Il convient de rappeler que ces investissements conduiront à une charge en fonctionnement supplémentaire d'environ 800 M€/an à terme (chiffrage du rapport Carrez). La révision du zonage du versement transport (alignement de la zone de tarification intermédiaire à l'unité urbaine), dont le décret d'application a été soumis au CFL du 7 février dernier doit rapporter environ 100 M€/an en régime de croisière (30 M€ la première année avec une montée en charge sur trois ans 78 ( * ) ) et sera donc largement insuffisante à couvrir les besoins à venir.
* 76 L'article 125 de la LFI 2011 prévoyait la création d'un fonds de péréquation des recettes communales et intercommunales franciliennes à destination des communes et EPCI à fiscalité propre d'Ile-de-France. L'objectif de ce fonds était fixé dès 2012 au niveau atteint par le FSRIF en 2009 (180 M€) pour atteindre une fois et demi ce niveau en 2015 (270 M€). L'article 145 de la loi de finances pour 2012 (2011-1977) refonde en conséquence le FSRIF. Le FSRIF ne concerne plus que les communes franciliennes. Les EPCI à fiscalité propre ne sont plus susceptibles de contribuer qu'au fonds national de péréquation (FPIC) institué par l'article 144 de la LFI 2012. Les ressources du fonds de solidarité des communes d'Ile-de-France sont fixées, respectivement, à 210, 230, 230, 250 et 270 M€ pour 2012, 2013, 2014 et 2015. En 2011 le FSRIF a redistribué 190 M€.

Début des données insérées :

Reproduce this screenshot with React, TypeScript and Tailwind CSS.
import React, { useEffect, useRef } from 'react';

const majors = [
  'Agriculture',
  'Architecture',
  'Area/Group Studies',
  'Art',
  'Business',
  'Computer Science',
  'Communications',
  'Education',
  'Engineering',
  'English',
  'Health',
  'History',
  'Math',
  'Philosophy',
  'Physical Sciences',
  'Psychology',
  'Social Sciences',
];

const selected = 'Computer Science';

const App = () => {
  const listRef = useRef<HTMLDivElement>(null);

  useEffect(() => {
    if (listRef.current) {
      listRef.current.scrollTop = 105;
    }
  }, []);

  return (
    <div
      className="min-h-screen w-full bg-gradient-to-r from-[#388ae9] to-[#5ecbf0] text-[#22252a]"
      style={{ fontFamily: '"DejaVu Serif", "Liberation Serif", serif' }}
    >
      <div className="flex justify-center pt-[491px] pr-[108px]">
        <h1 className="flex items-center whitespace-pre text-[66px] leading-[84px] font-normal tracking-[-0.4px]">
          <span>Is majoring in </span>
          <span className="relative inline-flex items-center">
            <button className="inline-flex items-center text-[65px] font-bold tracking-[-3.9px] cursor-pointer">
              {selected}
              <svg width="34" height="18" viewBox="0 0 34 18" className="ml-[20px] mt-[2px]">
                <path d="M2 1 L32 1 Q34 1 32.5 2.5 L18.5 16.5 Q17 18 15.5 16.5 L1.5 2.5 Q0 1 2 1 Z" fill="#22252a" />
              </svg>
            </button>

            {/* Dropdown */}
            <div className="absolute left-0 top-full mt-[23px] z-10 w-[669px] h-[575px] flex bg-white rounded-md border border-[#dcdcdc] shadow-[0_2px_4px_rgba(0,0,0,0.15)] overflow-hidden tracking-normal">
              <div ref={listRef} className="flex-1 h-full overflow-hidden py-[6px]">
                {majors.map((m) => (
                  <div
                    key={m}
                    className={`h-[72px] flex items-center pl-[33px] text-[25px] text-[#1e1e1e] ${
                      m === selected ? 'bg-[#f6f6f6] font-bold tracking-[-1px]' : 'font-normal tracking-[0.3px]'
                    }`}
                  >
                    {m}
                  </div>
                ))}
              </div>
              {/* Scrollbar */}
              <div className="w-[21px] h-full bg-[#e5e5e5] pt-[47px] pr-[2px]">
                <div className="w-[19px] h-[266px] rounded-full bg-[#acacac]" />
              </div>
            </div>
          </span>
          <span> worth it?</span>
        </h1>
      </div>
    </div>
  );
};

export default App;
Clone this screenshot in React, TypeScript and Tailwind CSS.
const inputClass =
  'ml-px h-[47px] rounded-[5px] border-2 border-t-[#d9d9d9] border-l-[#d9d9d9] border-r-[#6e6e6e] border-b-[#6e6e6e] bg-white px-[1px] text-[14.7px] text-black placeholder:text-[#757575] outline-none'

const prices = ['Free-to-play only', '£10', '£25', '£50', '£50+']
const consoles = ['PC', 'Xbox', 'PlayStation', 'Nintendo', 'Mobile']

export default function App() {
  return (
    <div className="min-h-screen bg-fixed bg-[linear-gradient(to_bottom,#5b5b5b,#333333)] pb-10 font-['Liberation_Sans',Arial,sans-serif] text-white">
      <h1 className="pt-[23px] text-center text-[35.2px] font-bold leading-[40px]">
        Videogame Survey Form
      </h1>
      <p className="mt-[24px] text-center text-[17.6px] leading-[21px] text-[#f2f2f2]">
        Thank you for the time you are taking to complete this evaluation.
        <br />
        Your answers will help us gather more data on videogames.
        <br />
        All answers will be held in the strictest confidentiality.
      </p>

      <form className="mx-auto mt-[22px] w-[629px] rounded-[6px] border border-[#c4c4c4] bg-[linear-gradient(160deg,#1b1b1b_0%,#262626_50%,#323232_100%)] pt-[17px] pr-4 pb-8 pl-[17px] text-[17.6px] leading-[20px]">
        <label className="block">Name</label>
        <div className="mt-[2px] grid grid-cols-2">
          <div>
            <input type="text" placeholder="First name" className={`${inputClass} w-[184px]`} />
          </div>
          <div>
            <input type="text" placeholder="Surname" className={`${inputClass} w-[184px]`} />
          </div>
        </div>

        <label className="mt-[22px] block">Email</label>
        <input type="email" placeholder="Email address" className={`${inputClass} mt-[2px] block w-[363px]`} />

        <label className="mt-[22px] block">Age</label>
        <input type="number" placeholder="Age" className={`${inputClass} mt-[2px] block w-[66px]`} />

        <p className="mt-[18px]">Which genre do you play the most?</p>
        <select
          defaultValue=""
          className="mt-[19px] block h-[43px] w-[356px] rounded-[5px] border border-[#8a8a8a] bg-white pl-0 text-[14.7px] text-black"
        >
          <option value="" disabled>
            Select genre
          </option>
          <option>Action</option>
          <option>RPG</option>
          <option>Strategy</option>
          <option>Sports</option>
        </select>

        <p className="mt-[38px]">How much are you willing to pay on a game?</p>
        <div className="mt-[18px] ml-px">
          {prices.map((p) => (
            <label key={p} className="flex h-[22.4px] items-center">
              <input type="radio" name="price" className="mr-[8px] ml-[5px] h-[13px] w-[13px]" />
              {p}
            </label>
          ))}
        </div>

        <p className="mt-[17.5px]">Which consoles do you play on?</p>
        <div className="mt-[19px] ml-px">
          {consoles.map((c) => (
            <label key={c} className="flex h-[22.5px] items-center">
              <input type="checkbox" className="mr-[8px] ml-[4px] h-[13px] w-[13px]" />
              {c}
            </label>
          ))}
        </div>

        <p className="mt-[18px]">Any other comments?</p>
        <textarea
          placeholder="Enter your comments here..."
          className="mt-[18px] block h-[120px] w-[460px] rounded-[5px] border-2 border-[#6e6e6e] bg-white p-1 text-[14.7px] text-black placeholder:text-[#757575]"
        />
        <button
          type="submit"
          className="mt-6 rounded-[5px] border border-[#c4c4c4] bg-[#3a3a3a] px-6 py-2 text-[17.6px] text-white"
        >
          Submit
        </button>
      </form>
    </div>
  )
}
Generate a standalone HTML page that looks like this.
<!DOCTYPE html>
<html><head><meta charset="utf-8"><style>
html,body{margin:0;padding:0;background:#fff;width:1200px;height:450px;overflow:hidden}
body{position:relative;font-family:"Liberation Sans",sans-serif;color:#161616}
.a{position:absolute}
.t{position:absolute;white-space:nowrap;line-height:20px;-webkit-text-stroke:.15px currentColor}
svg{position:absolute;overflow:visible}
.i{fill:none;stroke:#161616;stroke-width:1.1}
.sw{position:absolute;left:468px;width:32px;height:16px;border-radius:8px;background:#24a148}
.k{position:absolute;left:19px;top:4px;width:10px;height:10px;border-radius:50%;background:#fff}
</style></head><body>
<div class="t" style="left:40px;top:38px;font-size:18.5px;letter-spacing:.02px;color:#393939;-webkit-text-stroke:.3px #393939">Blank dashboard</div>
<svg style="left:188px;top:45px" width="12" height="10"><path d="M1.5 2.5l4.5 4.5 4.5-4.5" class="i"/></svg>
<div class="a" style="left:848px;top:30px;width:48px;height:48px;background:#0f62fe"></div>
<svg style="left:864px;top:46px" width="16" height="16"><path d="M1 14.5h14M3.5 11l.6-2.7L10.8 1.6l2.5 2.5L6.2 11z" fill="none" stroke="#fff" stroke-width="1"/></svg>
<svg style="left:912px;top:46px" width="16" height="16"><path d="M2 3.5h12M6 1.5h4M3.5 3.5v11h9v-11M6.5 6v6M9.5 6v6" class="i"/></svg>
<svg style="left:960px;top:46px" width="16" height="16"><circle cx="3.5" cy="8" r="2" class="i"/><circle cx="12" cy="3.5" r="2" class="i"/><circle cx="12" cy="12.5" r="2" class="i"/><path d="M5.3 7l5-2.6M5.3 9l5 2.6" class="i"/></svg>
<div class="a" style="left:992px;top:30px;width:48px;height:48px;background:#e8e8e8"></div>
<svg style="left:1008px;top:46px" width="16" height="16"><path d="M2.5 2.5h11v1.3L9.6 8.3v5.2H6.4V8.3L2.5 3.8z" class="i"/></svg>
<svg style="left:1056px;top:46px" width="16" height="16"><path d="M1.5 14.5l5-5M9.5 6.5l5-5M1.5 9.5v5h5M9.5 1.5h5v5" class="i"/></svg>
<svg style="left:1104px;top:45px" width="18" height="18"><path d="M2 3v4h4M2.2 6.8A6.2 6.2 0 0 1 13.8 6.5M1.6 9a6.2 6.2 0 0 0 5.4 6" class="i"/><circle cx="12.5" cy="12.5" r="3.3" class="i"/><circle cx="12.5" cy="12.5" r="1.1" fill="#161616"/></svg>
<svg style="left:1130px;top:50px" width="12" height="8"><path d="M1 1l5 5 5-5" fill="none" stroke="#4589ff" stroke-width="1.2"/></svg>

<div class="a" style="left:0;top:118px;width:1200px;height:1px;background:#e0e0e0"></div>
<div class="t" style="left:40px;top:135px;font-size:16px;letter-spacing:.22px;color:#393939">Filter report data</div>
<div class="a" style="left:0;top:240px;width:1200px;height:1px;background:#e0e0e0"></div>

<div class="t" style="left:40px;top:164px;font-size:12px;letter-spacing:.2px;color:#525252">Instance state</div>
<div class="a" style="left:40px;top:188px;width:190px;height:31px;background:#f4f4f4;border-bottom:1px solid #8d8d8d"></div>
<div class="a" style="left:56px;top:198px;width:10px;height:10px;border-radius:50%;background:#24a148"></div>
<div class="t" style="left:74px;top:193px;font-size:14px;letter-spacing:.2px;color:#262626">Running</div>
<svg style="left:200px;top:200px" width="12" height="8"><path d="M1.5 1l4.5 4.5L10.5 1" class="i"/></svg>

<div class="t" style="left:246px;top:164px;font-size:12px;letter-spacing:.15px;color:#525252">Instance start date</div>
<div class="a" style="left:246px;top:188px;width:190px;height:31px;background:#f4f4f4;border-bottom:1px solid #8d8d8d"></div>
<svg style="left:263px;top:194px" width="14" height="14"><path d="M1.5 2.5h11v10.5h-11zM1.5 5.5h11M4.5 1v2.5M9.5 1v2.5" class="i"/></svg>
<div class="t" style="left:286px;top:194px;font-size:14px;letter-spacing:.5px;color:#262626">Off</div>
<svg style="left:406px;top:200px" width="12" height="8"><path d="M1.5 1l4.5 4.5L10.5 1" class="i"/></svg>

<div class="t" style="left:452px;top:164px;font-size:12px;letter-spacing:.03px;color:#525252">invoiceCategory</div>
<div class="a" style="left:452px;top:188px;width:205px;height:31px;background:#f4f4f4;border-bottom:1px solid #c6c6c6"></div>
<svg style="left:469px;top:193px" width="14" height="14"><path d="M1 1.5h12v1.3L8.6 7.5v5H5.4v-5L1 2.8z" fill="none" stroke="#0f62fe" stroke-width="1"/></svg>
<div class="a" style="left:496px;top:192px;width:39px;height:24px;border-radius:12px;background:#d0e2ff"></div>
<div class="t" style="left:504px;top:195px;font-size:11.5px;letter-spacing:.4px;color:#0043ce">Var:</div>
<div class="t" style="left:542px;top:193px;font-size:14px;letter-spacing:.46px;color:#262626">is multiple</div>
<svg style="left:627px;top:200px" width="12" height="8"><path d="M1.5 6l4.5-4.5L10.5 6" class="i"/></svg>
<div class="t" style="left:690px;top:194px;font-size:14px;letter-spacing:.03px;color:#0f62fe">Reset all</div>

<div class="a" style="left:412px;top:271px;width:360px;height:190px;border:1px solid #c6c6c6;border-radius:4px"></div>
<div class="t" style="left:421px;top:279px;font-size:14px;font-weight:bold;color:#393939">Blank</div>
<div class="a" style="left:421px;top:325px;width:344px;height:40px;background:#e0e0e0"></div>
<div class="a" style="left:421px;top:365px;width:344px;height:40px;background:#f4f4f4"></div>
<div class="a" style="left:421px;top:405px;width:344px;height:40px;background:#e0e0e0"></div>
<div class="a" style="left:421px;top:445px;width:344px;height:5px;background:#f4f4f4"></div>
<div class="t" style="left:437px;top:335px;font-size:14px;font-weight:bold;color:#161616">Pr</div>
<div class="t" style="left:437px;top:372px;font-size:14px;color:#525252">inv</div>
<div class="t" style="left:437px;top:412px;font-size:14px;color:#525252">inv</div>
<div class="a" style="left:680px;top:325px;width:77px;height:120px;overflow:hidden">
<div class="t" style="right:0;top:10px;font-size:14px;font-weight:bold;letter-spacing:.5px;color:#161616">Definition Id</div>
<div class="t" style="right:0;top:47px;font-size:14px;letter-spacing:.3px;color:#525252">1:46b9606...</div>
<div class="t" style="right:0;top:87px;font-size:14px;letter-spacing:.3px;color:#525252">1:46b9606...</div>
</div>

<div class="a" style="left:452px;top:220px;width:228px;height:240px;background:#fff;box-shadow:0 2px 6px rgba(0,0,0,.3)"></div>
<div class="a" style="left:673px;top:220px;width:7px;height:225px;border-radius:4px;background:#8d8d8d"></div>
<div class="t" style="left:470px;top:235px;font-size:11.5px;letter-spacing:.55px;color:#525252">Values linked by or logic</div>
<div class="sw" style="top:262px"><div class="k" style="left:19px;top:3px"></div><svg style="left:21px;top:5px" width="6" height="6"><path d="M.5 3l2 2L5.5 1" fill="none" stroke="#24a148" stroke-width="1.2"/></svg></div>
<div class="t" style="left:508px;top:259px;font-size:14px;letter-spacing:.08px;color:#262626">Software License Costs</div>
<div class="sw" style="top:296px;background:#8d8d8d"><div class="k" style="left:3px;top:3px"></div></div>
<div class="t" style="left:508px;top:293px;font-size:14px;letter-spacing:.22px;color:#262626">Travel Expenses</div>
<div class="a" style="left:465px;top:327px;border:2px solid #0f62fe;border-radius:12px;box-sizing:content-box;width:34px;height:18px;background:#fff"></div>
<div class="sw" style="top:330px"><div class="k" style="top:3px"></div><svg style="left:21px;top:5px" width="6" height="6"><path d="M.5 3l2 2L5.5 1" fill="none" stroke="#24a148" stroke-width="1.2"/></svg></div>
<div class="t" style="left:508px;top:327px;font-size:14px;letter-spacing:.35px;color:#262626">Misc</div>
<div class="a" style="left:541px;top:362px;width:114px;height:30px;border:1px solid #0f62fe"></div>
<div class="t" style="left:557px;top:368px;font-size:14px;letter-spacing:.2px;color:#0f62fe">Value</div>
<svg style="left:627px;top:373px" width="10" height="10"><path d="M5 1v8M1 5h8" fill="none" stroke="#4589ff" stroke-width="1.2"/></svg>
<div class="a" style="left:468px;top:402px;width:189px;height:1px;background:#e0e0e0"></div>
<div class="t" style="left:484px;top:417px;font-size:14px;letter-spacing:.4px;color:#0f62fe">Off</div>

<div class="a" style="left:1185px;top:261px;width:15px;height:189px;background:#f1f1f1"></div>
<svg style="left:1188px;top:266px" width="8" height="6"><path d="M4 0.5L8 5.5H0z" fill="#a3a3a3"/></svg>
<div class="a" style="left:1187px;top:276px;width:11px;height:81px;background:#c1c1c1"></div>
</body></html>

* 77 C'est l'article 34 de la LFR 2011 du 29 juillet 2011 qui a complété l'affectation de la TIPP Grenelle, prévue initialement en LFI 2010, à tout projet contribuant à « l'amélioration du réseau de transports urbains en Ile de France ».
* 78 L'article 32 de la LFR 2010 de décembre prévoit en effet que pour les communes qui changent de zone tarifaire, l'évolution du taux applicable est progressivement mise en oeuvre par tiers sur trois ans.